White House Press Secretary Sean Spicer has noticeably broken with briefing-room tradition with his decision to take questions from less-traditional media outlets.
President Donald Trump's spokesman said it's all by design in order to give more "prominence" to "voices and issues" that the so-called mainstream media might ignore.
"There are voices and issues that the mainstream media sometimes doesn't capture, and it's important for those issues to get as much prominence as some of the mainstream ones," Spicer said Tuesday night in an interview with Fox News' Sean Hannity.
"The idea is that different outlets [that] have different audiences and different issues should have an opportunity to get those issues up front," Spicer said. "Maybe by hearing from the Christian Broadcasting Network we hear about an issue that otherwise would have gotten drowned out."
In his first briefing, Spicer bucked tradition by bypassing the Associated Press for the first question and called on the conservative-leaning New York Post. He then took a question from CBN.
And on Tuesday, Spicer went straight for radio host Laura Ingraham's conservative LifeZette, a site that has promoted the conspiracy theory that the Clintons have been involved in murders of political operatives.
Spicer has been critical of how the press has covered President Donald Trump's inauguration. From the briefing room Saturday, Spicer lambasted the media for "false reporting" before he would even take questions.

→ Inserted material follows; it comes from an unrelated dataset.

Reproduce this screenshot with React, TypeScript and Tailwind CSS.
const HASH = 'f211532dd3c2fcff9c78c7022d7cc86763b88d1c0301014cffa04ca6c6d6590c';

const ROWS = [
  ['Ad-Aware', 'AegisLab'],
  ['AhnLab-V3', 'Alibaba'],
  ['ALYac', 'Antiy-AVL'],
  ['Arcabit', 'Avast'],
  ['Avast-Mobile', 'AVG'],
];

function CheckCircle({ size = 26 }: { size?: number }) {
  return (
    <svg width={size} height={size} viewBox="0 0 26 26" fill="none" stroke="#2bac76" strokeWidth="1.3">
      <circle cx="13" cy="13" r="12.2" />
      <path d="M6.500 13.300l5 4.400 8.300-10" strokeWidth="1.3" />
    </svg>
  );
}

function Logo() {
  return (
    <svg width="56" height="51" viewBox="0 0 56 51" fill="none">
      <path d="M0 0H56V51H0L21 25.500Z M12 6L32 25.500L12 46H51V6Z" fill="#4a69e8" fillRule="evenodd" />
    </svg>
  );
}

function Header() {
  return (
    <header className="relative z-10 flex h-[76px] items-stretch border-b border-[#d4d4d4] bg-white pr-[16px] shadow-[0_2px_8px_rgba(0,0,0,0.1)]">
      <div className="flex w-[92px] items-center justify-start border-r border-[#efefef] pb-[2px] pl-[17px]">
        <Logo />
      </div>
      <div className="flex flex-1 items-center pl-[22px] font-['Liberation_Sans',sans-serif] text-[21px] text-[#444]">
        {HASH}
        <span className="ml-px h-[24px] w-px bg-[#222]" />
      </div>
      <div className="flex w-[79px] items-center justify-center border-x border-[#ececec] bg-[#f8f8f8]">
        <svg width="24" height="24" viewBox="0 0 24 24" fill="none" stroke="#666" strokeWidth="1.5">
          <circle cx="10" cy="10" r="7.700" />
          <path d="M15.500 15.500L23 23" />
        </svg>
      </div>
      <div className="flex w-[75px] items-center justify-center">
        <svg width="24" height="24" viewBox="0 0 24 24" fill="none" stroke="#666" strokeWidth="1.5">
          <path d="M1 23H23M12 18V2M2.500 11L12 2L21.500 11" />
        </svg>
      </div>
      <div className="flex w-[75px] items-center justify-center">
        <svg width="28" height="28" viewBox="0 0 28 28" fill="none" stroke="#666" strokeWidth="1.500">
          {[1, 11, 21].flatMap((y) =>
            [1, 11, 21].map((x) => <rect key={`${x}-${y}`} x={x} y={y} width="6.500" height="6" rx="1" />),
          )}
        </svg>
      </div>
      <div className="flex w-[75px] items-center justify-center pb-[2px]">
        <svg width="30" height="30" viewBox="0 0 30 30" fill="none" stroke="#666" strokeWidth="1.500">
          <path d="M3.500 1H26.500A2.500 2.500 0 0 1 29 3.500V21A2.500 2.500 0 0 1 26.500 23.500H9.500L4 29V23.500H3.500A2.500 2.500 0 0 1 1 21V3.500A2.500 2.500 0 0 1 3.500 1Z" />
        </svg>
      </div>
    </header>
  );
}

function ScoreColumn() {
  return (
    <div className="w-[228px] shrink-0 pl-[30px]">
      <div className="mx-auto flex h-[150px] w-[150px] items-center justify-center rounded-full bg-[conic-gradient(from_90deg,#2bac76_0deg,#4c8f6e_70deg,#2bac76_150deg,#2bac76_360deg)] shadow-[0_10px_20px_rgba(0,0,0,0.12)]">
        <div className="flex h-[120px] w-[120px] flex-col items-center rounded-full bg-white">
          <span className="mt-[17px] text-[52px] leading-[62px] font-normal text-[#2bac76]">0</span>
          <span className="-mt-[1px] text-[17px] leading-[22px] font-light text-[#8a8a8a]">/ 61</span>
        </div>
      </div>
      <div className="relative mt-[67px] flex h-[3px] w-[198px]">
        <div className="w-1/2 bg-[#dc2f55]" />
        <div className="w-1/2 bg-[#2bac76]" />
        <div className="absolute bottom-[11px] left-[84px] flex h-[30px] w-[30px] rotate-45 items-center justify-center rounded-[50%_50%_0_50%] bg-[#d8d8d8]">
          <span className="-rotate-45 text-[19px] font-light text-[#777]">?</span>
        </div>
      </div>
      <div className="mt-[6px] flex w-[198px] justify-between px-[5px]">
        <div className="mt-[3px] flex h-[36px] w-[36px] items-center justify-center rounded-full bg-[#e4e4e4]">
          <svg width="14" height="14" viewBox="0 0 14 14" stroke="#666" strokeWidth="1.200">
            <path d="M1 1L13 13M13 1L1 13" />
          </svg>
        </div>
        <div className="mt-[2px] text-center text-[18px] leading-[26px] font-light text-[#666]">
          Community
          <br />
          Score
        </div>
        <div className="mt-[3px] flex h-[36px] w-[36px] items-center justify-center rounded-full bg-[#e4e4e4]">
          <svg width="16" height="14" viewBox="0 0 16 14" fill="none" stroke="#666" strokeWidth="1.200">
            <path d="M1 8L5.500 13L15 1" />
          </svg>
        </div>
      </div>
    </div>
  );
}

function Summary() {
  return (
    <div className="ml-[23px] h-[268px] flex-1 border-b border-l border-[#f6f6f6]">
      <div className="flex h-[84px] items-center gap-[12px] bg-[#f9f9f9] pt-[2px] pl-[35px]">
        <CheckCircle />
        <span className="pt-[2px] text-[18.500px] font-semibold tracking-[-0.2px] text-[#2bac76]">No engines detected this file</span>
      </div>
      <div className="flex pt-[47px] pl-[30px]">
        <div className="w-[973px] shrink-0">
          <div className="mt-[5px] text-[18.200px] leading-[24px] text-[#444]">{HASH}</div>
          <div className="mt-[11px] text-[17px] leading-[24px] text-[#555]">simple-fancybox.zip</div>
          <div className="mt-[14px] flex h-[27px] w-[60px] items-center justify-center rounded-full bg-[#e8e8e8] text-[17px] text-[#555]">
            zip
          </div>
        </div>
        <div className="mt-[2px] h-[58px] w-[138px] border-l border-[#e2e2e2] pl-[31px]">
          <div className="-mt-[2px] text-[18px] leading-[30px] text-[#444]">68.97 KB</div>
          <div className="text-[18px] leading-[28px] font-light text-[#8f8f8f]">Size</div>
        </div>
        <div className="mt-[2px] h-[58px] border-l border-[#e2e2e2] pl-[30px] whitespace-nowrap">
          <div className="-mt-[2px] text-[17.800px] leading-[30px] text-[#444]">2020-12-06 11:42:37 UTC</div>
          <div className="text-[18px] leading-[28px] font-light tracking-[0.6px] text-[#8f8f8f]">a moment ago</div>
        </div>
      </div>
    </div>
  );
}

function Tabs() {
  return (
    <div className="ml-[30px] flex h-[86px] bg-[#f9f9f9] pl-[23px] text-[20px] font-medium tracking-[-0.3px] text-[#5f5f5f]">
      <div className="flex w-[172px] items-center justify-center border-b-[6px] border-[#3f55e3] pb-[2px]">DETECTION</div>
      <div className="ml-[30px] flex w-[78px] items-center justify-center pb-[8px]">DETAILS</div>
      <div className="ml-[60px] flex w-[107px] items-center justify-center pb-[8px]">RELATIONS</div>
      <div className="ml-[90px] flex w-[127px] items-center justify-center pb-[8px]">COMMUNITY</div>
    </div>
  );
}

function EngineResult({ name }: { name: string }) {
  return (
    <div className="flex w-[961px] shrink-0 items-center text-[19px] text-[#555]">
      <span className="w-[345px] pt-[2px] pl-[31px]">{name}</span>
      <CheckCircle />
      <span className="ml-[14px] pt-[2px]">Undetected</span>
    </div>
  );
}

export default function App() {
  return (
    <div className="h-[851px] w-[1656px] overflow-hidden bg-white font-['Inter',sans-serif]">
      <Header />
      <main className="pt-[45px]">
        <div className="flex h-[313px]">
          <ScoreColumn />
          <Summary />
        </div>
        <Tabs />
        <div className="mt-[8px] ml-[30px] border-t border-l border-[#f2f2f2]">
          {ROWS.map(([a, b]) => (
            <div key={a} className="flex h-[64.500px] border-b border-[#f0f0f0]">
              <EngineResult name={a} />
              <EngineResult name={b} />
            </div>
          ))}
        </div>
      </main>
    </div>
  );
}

"Some members of the media were engaged in deliberately false reporting," Spicer said then, continuing the feud between the Trump administration and journalists over the actual size of the inauguration attendance.
Spicer told Hannity that the administration was "right" on the inauguration attendance when those who watched online or on social media are taken into account.
"Where's the number that disproves that I'm wrong," Spicer said.